# WRITTEN INSTRUCTION:
Examine the entries below, count the lines holding the string "this", and respond with the number only.
# START OF EXCERPTED DATA
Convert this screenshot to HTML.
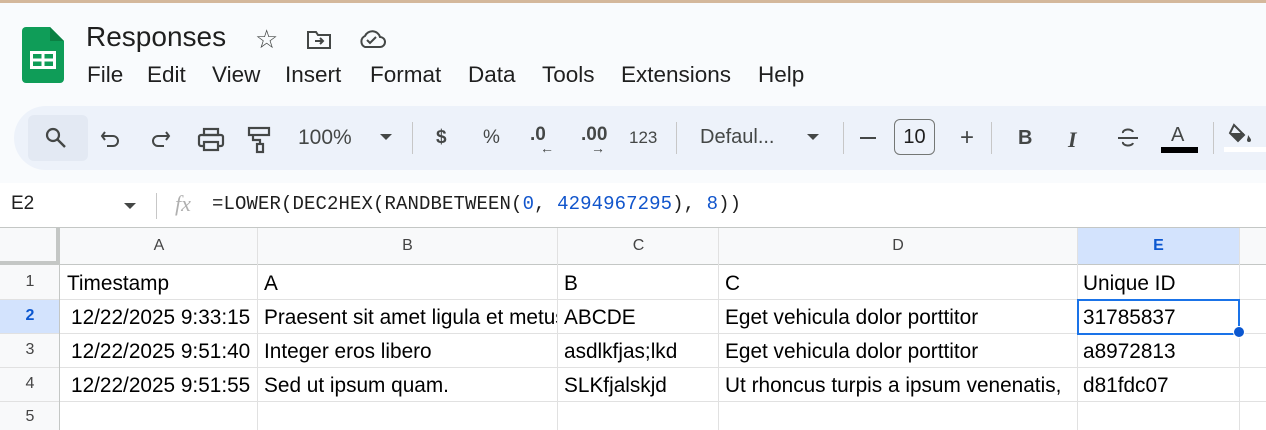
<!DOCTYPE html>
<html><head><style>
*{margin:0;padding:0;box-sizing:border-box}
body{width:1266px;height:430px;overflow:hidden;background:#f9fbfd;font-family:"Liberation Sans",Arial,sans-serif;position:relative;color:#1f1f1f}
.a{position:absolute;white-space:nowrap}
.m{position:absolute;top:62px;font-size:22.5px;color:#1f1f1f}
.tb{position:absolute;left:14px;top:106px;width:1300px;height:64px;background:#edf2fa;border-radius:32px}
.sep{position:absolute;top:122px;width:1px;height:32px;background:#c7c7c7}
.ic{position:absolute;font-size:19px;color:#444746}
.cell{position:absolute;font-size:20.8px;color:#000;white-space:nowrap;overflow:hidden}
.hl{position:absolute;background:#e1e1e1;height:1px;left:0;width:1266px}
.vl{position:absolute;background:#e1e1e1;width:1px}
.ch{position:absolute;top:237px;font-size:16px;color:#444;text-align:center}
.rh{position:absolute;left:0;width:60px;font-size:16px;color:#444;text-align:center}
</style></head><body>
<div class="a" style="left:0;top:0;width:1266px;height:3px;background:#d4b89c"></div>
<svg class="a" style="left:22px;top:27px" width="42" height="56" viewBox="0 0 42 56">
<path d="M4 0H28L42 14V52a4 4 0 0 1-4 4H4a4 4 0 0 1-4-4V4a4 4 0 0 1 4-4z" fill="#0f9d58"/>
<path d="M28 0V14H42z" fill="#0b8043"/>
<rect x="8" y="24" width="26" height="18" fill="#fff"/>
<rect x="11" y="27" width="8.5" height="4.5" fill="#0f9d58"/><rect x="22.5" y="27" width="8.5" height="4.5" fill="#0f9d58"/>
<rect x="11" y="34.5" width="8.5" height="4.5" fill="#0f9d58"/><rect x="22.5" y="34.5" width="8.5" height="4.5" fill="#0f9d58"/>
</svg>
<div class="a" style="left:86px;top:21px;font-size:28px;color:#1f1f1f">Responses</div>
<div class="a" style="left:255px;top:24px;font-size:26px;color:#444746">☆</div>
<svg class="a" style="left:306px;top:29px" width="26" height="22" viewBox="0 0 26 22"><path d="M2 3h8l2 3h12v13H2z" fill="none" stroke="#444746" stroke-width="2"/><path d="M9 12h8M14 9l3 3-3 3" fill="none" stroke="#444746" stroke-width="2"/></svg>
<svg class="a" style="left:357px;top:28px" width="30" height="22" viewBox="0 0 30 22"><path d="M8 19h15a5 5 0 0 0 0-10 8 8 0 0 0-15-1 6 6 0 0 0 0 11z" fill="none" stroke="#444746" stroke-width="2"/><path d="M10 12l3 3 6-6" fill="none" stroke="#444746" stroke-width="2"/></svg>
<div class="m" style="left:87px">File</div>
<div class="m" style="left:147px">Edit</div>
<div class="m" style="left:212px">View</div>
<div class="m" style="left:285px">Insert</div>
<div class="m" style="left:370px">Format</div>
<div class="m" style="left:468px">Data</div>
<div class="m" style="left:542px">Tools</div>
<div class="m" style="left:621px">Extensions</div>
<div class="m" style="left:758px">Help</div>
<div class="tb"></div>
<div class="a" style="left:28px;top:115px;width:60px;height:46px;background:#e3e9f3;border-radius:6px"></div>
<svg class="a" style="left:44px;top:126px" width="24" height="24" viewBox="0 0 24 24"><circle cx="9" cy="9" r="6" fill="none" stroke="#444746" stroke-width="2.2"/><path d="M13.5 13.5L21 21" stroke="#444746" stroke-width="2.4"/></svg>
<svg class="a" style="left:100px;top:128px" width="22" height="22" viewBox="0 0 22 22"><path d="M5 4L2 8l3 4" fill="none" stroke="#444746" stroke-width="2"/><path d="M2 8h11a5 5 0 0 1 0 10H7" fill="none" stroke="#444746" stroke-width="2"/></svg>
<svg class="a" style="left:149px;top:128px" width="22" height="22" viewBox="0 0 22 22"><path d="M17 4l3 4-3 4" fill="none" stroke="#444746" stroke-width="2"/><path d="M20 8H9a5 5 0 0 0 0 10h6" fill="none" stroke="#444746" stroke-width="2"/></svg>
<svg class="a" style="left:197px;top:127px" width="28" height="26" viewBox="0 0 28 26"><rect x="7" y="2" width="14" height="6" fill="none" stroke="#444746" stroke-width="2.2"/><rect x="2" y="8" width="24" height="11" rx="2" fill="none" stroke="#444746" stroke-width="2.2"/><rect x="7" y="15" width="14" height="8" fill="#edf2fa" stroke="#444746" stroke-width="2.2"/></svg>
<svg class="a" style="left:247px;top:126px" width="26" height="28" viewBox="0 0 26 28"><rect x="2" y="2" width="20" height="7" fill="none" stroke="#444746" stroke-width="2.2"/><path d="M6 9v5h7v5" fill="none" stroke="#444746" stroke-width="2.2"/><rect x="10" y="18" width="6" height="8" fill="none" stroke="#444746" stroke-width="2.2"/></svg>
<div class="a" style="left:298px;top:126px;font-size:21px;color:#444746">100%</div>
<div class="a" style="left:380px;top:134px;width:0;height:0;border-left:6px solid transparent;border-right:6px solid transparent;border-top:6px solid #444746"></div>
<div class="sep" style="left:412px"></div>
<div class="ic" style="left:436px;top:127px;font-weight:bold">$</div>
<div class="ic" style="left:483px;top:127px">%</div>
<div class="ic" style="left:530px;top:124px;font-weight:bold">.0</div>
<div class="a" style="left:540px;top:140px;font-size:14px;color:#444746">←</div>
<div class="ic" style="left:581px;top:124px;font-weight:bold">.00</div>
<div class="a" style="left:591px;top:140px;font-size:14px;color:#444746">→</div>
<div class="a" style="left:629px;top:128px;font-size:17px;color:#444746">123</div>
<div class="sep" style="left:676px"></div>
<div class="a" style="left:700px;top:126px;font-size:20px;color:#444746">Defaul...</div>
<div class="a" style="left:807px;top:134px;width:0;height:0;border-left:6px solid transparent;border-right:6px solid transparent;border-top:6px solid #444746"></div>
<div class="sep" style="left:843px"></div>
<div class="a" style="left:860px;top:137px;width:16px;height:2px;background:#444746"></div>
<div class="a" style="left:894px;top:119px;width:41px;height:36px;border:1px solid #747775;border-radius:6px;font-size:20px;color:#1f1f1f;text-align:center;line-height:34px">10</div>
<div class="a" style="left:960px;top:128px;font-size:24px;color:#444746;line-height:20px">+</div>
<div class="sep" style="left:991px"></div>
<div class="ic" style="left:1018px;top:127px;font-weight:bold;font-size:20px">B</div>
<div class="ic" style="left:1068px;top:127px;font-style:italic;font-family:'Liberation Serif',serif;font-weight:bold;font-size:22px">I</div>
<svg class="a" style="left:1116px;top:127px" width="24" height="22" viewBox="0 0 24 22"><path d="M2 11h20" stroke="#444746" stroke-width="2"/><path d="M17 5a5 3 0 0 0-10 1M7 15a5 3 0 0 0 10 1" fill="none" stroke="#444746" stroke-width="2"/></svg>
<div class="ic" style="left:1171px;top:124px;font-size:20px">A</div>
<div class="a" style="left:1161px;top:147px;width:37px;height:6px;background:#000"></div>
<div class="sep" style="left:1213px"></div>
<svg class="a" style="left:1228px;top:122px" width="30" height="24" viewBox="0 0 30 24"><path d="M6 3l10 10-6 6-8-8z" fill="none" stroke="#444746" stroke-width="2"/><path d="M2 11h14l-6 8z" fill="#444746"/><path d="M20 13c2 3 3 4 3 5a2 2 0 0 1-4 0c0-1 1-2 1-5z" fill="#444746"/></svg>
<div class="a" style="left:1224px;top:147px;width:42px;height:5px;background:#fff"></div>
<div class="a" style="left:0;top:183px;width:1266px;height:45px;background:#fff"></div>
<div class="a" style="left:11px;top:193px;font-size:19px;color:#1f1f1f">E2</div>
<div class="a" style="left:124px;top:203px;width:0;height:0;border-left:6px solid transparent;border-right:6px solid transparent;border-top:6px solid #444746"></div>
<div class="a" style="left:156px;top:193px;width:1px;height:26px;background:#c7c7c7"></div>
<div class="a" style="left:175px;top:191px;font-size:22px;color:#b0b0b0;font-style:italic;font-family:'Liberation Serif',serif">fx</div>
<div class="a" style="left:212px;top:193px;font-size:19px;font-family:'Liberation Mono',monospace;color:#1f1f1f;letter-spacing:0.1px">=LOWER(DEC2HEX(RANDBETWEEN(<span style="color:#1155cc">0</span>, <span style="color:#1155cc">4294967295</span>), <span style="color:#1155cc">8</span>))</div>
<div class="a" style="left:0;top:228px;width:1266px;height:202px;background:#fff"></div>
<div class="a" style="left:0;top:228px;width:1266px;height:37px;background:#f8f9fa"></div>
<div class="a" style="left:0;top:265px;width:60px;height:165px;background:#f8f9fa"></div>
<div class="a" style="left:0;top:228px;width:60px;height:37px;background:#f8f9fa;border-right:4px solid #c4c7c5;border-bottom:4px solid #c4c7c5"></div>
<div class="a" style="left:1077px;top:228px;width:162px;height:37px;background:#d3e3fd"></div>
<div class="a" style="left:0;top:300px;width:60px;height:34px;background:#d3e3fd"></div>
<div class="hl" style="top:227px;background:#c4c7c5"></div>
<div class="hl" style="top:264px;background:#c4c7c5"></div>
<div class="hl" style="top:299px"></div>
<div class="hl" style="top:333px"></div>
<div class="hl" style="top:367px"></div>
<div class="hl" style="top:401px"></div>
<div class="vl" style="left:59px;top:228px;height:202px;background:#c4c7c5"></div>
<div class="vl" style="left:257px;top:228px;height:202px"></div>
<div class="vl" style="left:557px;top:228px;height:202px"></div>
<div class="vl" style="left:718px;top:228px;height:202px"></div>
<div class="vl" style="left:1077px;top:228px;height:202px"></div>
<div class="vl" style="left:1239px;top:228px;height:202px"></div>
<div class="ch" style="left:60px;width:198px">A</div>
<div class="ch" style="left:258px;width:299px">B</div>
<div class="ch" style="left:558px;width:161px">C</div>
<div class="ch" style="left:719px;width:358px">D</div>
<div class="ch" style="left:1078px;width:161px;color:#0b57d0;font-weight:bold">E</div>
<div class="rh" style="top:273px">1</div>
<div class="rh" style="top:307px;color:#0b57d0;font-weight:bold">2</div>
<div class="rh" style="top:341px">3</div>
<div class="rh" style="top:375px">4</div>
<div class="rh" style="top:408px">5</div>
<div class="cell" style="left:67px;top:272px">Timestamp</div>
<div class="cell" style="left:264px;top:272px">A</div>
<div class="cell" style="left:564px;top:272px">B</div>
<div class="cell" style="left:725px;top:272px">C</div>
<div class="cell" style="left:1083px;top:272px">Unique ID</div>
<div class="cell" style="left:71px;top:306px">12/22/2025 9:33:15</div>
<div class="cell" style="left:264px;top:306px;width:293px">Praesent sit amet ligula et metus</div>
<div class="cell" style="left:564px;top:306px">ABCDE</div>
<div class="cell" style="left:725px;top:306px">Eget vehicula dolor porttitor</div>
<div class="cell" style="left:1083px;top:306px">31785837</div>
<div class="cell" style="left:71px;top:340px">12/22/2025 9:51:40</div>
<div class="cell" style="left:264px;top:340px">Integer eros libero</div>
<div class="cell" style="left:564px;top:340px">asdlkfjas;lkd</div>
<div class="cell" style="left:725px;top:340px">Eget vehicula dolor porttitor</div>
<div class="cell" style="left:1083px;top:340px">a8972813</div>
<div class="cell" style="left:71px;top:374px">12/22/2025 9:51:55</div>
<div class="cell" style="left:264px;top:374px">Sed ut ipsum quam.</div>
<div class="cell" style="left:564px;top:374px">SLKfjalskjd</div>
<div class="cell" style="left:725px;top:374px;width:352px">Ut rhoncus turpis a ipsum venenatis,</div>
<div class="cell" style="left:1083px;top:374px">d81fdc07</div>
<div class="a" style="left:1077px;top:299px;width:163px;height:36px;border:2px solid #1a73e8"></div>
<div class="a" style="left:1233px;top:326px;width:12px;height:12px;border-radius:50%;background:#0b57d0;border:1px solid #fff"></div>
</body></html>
# END OF EXCERPTED DATA
# START OF EXCERPTED DATA
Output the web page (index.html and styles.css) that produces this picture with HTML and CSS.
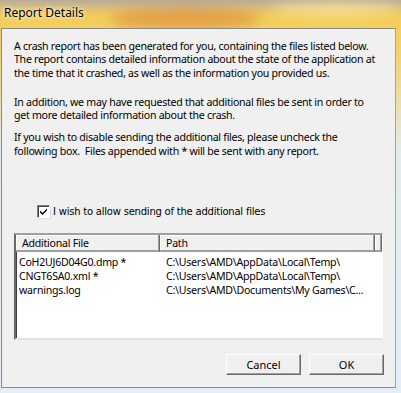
# END OF EXCERPTED DATA
# START OF EXCERPTED DATA
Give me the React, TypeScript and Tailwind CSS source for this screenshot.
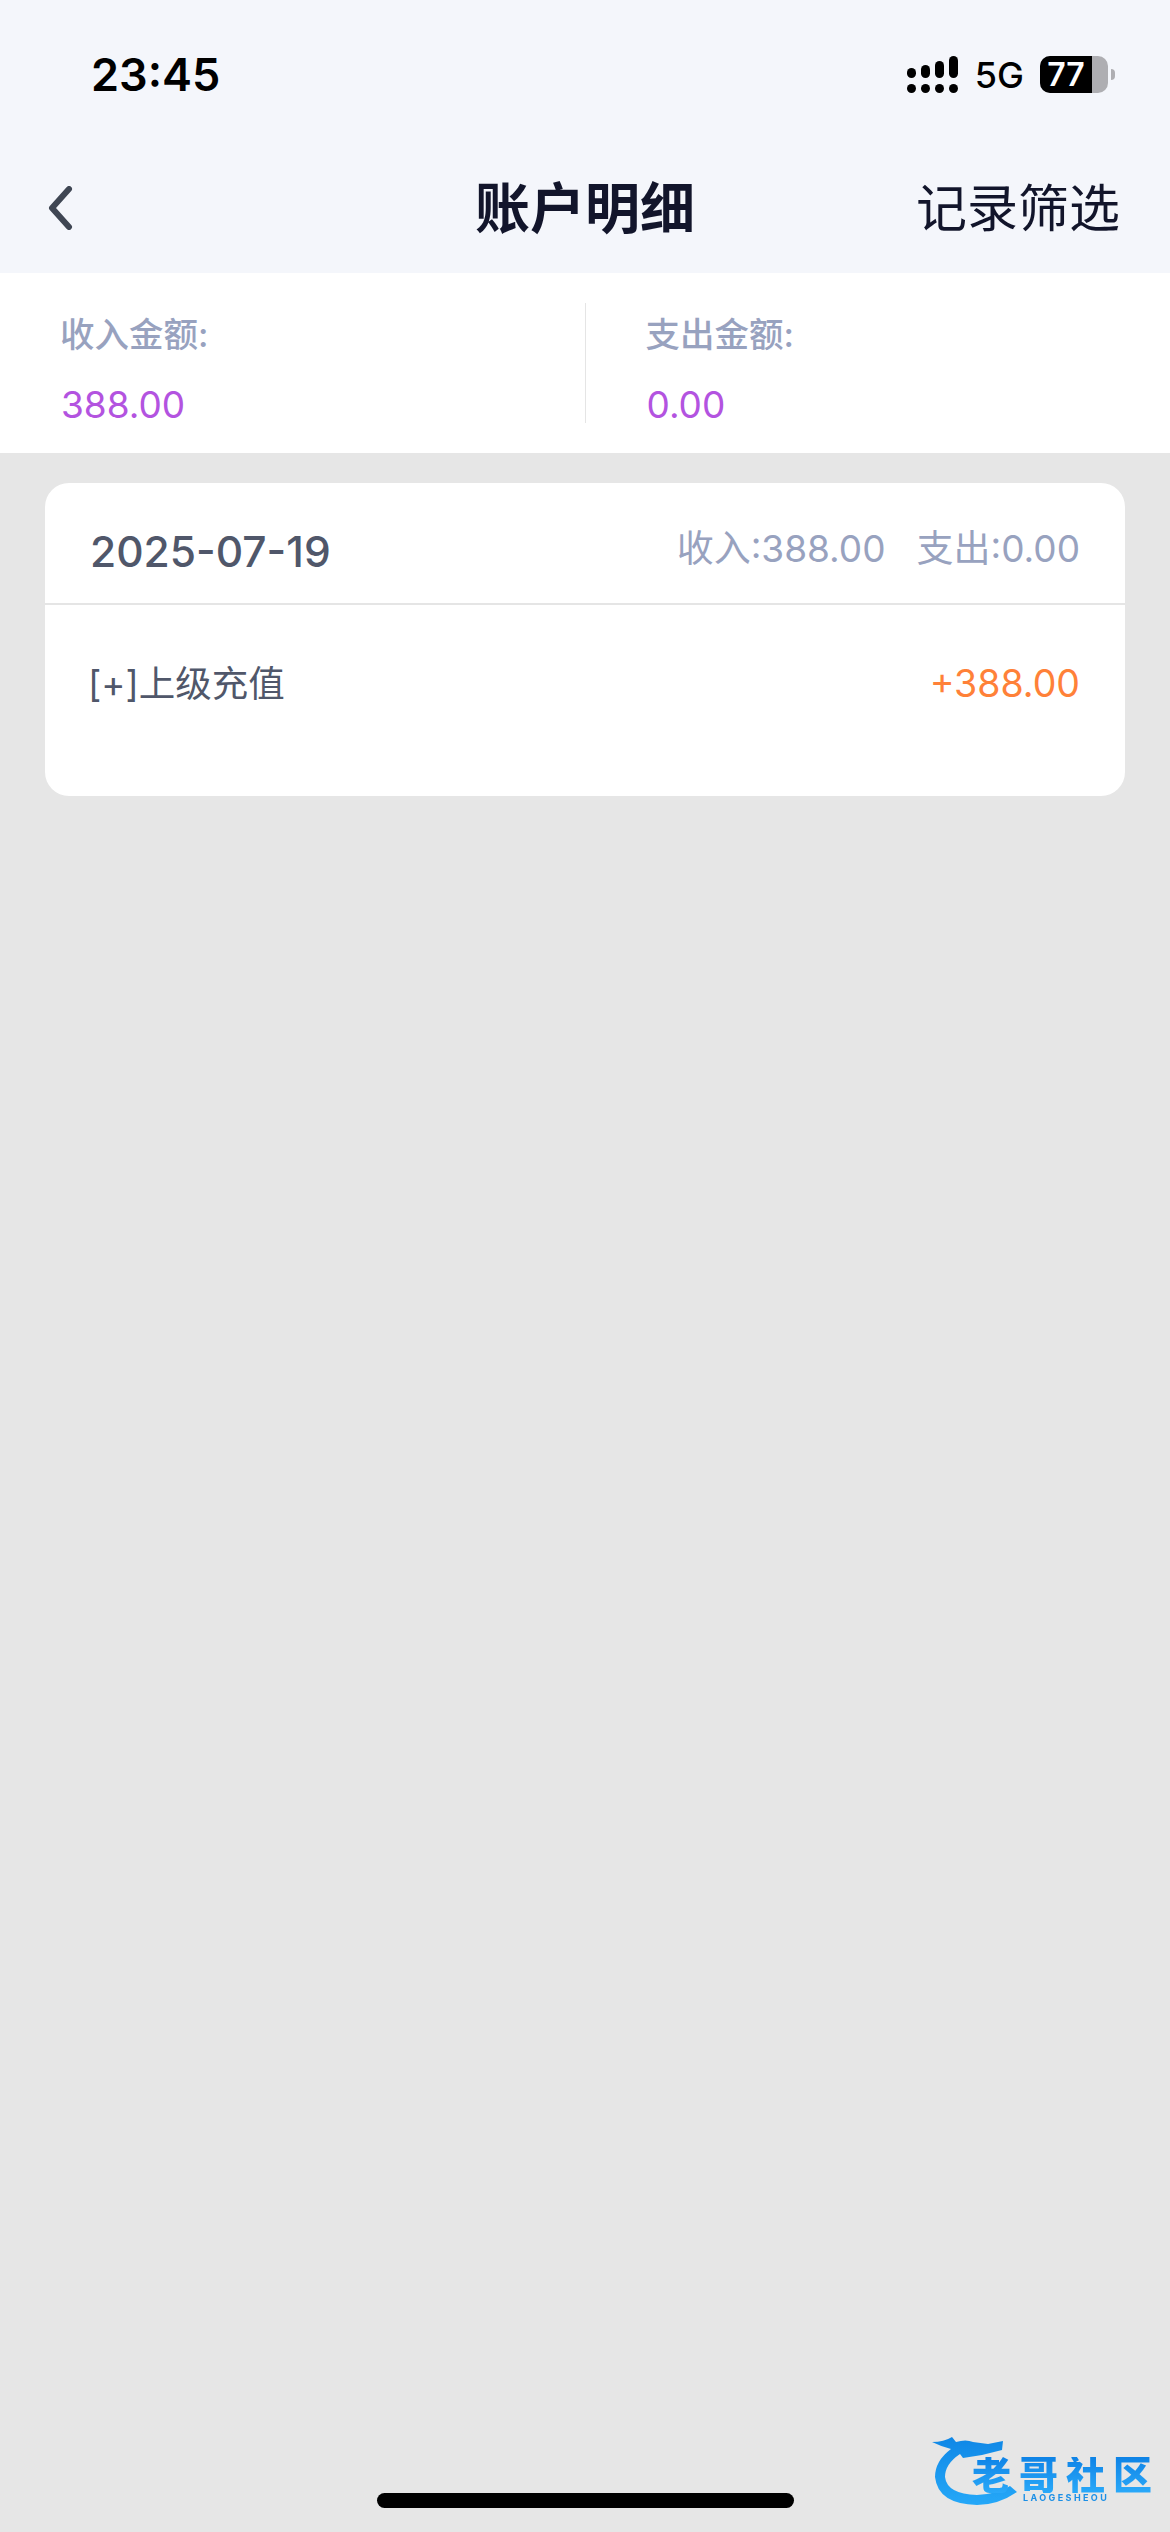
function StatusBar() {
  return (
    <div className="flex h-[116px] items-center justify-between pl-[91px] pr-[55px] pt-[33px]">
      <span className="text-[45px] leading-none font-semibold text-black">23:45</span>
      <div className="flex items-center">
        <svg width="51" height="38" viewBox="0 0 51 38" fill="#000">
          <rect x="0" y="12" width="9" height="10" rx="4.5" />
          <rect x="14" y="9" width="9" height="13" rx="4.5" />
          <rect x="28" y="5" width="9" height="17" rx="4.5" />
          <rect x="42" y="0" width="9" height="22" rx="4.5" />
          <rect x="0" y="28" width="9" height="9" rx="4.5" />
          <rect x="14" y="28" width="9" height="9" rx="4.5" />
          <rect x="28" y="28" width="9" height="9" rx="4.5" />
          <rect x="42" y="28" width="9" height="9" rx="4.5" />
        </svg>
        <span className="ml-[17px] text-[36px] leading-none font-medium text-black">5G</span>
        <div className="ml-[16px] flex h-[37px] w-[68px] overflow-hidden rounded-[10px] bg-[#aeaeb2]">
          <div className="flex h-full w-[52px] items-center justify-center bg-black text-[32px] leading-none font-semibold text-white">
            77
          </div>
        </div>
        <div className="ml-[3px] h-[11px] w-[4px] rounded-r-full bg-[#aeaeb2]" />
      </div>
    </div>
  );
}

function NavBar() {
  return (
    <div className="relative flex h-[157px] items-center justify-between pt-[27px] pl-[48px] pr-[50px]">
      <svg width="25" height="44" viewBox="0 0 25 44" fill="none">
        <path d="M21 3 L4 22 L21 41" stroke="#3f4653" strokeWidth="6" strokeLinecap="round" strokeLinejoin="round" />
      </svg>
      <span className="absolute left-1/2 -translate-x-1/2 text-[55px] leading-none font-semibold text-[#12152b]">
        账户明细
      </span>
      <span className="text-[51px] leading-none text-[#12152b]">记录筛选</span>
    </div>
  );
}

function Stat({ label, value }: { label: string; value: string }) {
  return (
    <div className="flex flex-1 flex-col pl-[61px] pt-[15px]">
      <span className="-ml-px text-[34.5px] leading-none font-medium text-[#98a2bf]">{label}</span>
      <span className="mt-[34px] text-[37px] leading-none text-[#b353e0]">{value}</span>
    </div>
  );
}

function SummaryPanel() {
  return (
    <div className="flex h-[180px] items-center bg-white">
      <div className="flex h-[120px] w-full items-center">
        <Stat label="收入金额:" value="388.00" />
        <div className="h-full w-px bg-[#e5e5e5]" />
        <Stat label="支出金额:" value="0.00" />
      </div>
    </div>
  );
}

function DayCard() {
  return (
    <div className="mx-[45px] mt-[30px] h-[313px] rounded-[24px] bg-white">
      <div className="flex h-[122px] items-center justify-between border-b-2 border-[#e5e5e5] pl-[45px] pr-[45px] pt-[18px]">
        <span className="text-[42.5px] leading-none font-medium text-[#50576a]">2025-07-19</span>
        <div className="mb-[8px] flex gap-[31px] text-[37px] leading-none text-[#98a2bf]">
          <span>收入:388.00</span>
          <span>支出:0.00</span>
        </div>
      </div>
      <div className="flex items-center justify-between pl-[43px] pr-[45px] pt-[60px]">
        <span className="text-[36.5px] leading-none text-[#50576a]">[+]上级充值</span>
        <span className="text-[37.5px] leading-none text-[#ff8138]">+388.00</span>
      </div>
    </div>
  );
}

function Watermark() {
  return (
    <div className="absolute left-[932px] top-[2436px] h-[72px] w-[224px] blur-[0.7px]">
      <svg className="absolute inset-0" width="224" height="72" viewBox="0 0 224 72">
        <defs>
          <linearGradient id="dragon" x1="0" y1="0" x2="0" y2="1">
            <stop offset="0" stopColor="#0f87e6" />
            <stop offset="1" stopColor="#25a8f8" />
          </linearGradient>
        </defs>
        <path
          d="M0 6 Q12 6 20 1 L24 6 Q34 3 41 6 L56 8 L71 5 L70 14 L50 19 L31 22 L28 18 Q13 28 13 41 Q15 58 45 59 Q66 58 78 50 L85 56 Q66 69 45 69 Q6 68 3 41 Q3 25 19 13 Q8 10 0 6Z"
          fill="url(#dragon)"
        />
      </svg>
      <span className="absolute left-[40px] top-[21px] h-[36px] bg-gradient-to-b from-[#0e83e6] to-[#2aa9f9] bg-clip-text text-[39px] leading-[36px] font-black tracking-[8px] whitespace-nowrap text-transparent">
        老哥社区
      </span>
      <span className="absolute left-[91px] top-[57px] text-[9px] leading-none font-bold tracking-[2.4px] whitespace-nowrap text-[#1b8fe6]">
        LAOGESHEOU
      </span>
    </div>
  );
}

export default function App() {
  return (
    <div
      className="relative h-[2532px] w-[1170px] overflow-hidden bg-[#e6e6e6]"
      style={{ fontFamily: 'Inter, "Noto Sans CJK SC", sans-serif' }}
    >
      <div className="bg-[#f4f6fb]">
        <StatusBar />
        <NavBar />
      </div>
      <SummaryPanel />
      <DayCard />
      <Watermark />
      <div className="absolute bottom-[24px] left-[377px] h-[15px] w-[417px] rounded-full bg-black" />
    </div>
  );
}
# END OF EXCERPTED DATA
# EXERCISE RESULT:
3